- Born: 1787 Scotland
- Died: 1867 (aged 79–80)
- Education: the Royal College of Surgeons of Edinburgh
- Occupation: physician

= James Black (physician, born 1787) =

Black, James (1788/9–1867), physician

James Black FRSE FGS (1787–1867) was a Scottish physician, geologist and paleontologist who investigated the capillary circulation of the blood (1825), as well as matters of fever and bowels.

==Life==
Born in Scotland in 1787.

In 1808 he was granted a Licentiate of the Royal College of Surgeons of Edinburgh.

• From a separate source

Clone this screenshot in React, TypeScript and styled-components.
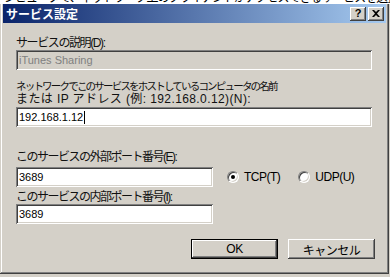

He was an Assistant Surgeon in the Royal Navy in 1809, during the Napoleonic Wars.

In 1820 he was awarded a Doctorate in Medicine at Glasgow.

He was then a doctor in Newton Stewart in south-west Scotland before being given a post of House Physician at the Union Hospital in Manchester in 1839. At the same time he lectured in Forensic Medicine from 1840. In 1848 he adopted the same role in Bolton and in 1856 returned to Scotland to the far more prestigious lecturing role at Edinburgh University.

In 1857 he was elected a Fellow of the Royal Society of Edinburgh and in 1860 he was elected a Fellow of the Royal College of Physicians.

Around 1859 he appears to have left Edinburgh and returned to Manchester and in that year he appears as president of the Manchester Philosophical Society. He was also a member of the Manchester Geological Society, the Medico-Chirugical Society and Social Science Association.

He died in Edinburgh on 30 April 1867.